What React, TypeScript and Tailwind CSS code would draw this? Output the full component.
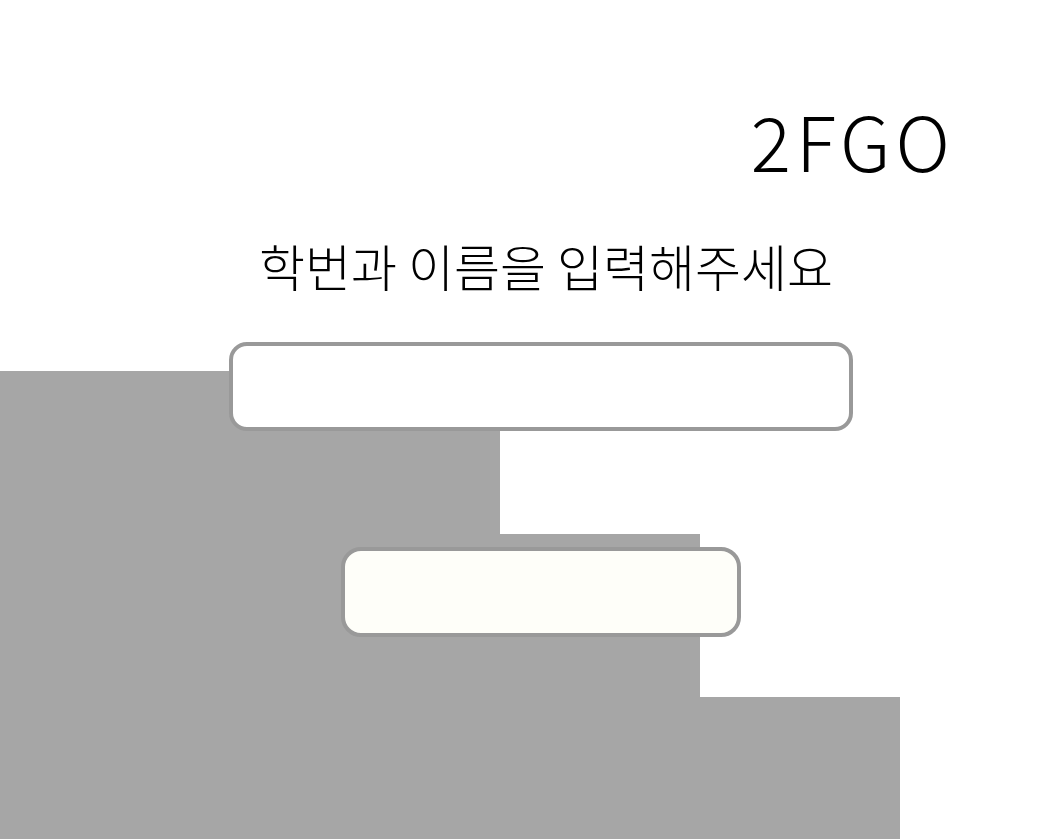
import { useState } from "react";

export default function App() {
  const [studentInfo, setStudentInfo] = useState("");

  return (
    <div className="relative min-h-screen w-full overflow-hidden bg-white font-['Noto_Sans_CJK_KR','Noto_Sans',sans-serif] text-black">
      {/* staircase backdrop */}
      <div className="absolute left-0 top-[371px] flex flex-col">
        <div className="h-[163px] w-[500px] bg-[#a6a6a6]" />
        <div className="h-[163px] w-[700px] bg-[#a6a6a6]" />
        <div className="h-[163px] w-[900px] bg-[#a6a6a6]" />
      </div>

      <div className="relative flex flex-col">
        <header className="flex justify-end pr-[86px] pt-[102px]">
          <h1 className="text-[75px] font-light leading-none tracking-[5px]">2FGO</h1>
        </header>

        <main className="flex flex-col items-center pl-[41px]">
          <h2 className="ml-[10px] mt-[63px] text-[50px] font-light leading-none">학번과 이름을 입력해주세요</h2>

          <input
            value={studentInfo}
            onChange={(e) => setStudentInfo(e.target.value)}
            className="mt-[52px] h-[89px] w-[624px] rounded-[18px] border-4 border-[#999999] bg-white px-6 text-2xl outline-none"
          />

          <button className="mt-[116px] h-[90px] w-[400px] rounded-[20px] border-4 border-[#999999] bg-[#fefef9]" />
        </main>
      </div>
    </div>
  );
}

--------

*Written problem*: All of the material above should be reproduced exactly, except the pictures.

*Answer to the exercise*:
What React, TypeScript and Tailwind CSS code would draw this? Output the full component.
import { useState } from "react";

export default function App() {
  const [studentInfo, setStudentInfo] = useState("");

  return (
    <div className="relative min-h-screen w-full overflow-hidden bg-white font-['Noto_Sans_CJK_KR','Noto_Sans',sans-serif] text-black">
      {/* staircase backdrop */}
      <div className="absolute left-0 top-[371px] flex flex-col">
        <div className="h-[163px] w-[500px] bg-[#a6a6a6]" />
        <div className="h-[163px] w-[700px] bg-[#a6a6a6]" />
        <div className="h-[163px] w-[900px] bg-[#a6a6a6]" />
      </div>

      <div className="relative flex flex-col">
        <header className="flex justify-end pr-[86px] pt-[102px]">
          <h1 className="text-[75px] font-light leading-none tracking-[5px]">2FGO</h1>
        </header>

        <main className="flex flex-col items-center pl-[41px]">
          <h2 className="ml-[10px] mt-[63px] text-[50px] font-light leading-none">학번과 이름을 입력해주세요</h2>

          <input
            value={studentInfo}
            onChange={(e) => setStudentInfo(e.target.value)}
            className="mt-[52px] h-[89px] w-[624px] rounded-[18px] border-4 border-[#999999] bg-white px-6 text-2xl outline-none"
          />

          <button className="mt-[116px] h-[90px] w-[400px] rounded-[20px] border-4 border-[#999999] bg-[#fefef9]" />
        </main>
      </div>
    </div>
  );
}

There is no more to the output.